# KT Regalia in Texas



## Blake Bowden (Oct 1, 2013)

Why does the Knight Templar regalia look nothing like, well, a Knight Templar? It looks like I was going to Church, hit an ostrich, picked up a sword and walla! Just imagine what a REAL Knight Templar would say if they saw our regalia? Why can't it be simple like this....










I enjoyed going through the York Rite, but I haven't been back. Could it be possible that a lack of membership is due to the expense of such a ridiculous looking outfit?


----------



## KSigMason (Oct 1, 2013)

The Templar Uniforms: http://www.travelingtemplar.com/2012/01/templar-uniforms.html

After the Civil War though, would come an age where many fraternal organizations (not just the Masonic one) would flourish as well as the regalia companies who supplied them. After the war we see the Templar uniform updated into something more acceptable for the Victorian Age (ca. 1837 - 1901) where we see it go from a simplistic design to a black frock coat (similar to the Civil War-era uniforms), a feathered (naval style) chapeau, a sword & scabbard, and for some time a black triangular apron (no longer used by the Grand Encampment*).​


----------



## JJones (Oct 1, 2013)

Commandries have the option of going cap and mantle here in Texas, I think they're still expected to have those silly costumes for inspection though.

I'd prefer just having the option of wearing the old black, triangular aprons myself.


----------



## otherstar (Oct 1, 2013)

I agree. The Knights of Columbus 4th Degree Regalia is just a little better (still has the goofy hat though)





The cape, sword, and chapeau are not always required either:





I might have stayed with the York Rite had the regalia been cheaper.
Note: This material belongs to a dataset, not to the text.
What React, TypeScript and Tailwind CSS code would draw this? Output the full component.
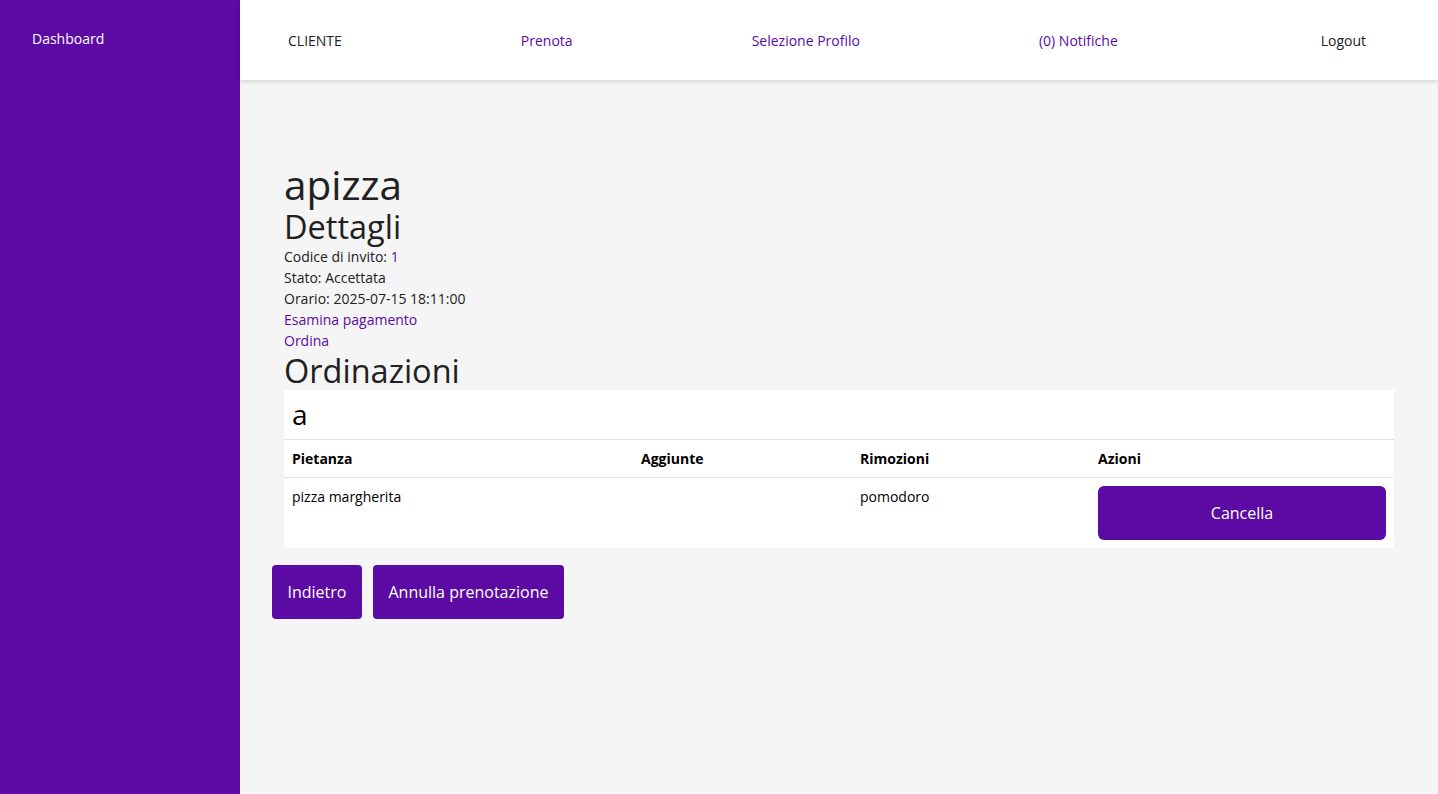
const purple = "bg-[#5c0aa4]";

const Nav = () => {
  return (
    <header className="h-20 bg-white shadow-[0_2px_4px_rgba(0,0,0,0.12)] flex items-center pt-0.5 pl-12 pr-[72px] text-sm">
      <div className="flex items-center gap-[179px]">
        <span className="text-[#222]">CLIENTE</span>
        <a className="text-[#5c0aa4]">Prenota</a>
        <a className="text-[#5c0aa4]">Selezione Profilo</a>
        <a className="text-[#5c0aa4]">(0) Notifiche</a>
      </div>
      <a className="ml-auto text-[#222]">Logout</a>
    </header>
  );
};

const App = () => {
  const rows = [{ pietanza: "pizza margherita", aggiunte: "", rimozioni: "pomodoro" }];

  return (
    <div className="flex min-h-[794px] font-['Open_Sans',sans-serif] text-[#212121]">
      <aside className={`w-[240px] shrink-0 ${purple} text-white text-sm px-8 pt-[29px]`}>
        <a>Dashboard</a>
      </aside>
      <main className="flex-1 bg-[#f5f5f5]">
        <Nav />
        <div className="pt-[81px] px-[44px]">
          <h1 className="text-[40.5px] leading-[47px]">apizza</h1>
          <h2 className="text-[32.5px] leading-[38px]">Dettagli</h2>
          <div className="text-sm leading-[21px]">
            <p>
              Codice di invito: <span className="text-[#5c0aa4]">1</span>
            </p>
            <p>Stato: Accettata</p>
            <p>Orario: 2025-07-15 18:11:00</p>
            <p className="text-[#5c0aa4]">Esamina pagamento</p>
            <p className="text-[#5c0aa4]">Ordina</p>
          </div>
          <h2 className="text-[32.5px] leading-[39px]">Ordinazioni</h2>
          <div className="bg-white text-black">
            <div className="px-2 py-2 text-[28px] leading-[33px] border-b border-[#dee2e6]">a</div>
            <table className="w-full text-sm border-collapse">
              <thead>
                <tr className="border-b border-[#dee2e6] text-left">
                  <th className="w-[349px] px-2 pt-[9px] pb-2 font-bold">Pietanza</th>
                  <th className="w-[219px] px-2 pt-[9px] pb-2 font-bold">Aggiunte</th>
                  <th className="w-[238px] px-2 pt-[9px] pb-2 font-bold">Rimozioni</th>
                  <th className="px-2 pt-[9px] pb-2 font-bold">Azioni</th>
                </tr>
              </thead>
              <tbody>
                {rows.map((r) => (
                  <tr key={r.pietanza} className="align-top">
                    <td className="p-2 pt-[9px]">{r.pietanza}</td>
                    <td className="p-2 pt-[9px]">{r.aggiunte}</td>
                    <td className="p-2 pt-[9px]">{r.rimozioni}</td>
                    <td className="p-2">
                      <button className={`w-full ${purple} text-white text-base leading-6 py-[15px] rounded-md`}>
                        Cancella
                      </button>
                    </td>
                  </tr>
                ))}
              </tbody>
            </table>
          </div>
          <div className="flex gap-[11px] mt-[17px] -ml-3">
            <button className={`${purple} text-white text-base leading-6 px-[15.5px] py-[15px] rounded-[4px]`}>Indietro</button>
            <button className={`${purple} text-white text-base leading-6 px-[15.5px] py-[15px] rounded-[4px]`}>
              Annulla prenotazione
            </button>
          </div>
        </div>
      </main>
    </div>
  );
};

export default App;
The base part of the KofC 4th Degree regalia is a plain black tuxedo, so it's not dedicated for just KofC functions. (I'm a 4th Degree Knight and a Mason...but I'm not an active KofC anymore for a variety of reasons).

It would make much more sense if the KT would update their uniform to something a little more dignified.


----------



## crono782 (Oct 1, 2013)

Blake Bowden said:


> It looks like I was going to Church, hit an ostrich, picked up a sword and walla!



Hah that's a great explanation. 


My Freemasonry HD


----------



## Brother JC (Oct 1, 2013)

A tuxedo and sash... Yes! That is what I've rallied for for a number of years now. We are draped with a beautiful sash (a striking breast jewel attached) and never again wear it.


----------



## KSigMason (Oct 1, 2013)

I agree, I'd be more apt for the Cap & Mantle, but I'd like to go to a Tux, Sash (w/ sling underneath for sword), and Triangular apron. The Jacket & Chapeau can be impressive, but I think we need to adopt something different for both pricing and style.


----------



## otherstar (Oct 1, 2013)

KSigMason said:


> I agree, I'd be more apt for the Cap & Mantle, but I'd like to go to a Tux, Sash (w/ sling underneath for sword), and Triangular apron. The Jacket & Chapeau can be impressive, but I think we need to adopt something different for both pricing and style.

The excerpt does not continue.